Agora que se tornara um homem responsável e sério, constante e disciplinado, recusar suas propostas era como tirar dele a sua melhor intenção, aquilo com que ela teria sonhado anos antes, quando ele era bem diferente. Soava quase como traição. Ela pede liberdade, ele comunhão. Ao trocarem de papéis, elegeram a tal batata-doce como representante de um amor em transformação.
É possível que você também se sinta frustrado com algumas atitudes de sua parceria, afinal relação implica em compromisso e vontades individuais tem que ser constantemente negociadas.
A sensação é a de que estamos sendo limitados pelo outro, o que não é confortável para quem tem a independência como bandeira. Mas antes de entabular uma discussão e eleger uma situação específica como seu principal queixume, avalie o que está por trás.
Às vezes o fato de ter de abrir mão de algo é o que pesa; noutras uma sensação de injustiça e desequilíbrio, de que você é mais flexível do que o outro, quem sabe a ideia de que a outra pessoa não reconhece seus esforços, entre outras tantas possibilidades. Quanto mais alimentamos as ações dos outros com ideias raivosas, mais difícil fica dar de ombros, ceder ou ser assertivo em sua opinião.

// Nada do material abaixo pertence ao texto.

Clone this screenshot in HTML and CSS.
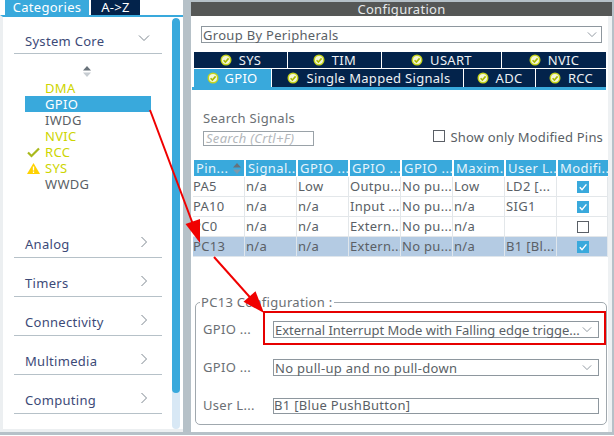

Não foi fácil descascar o tubérculo e desterrar suas raízes, mas foi um processo lindo. Pois seres humanos imperfeitos e egoístas que somos, tendemos a pedir rapidamente substituição e exigimos que as trocas sejam recompensadas sem dar ao outro tempo de adaptação. Pois sabemos que o amor deve ser um sentimento convertido em ação, mas nem sempre é fácil amar do jeito inverso a que se está acostumado. Exige tempo e dedicação.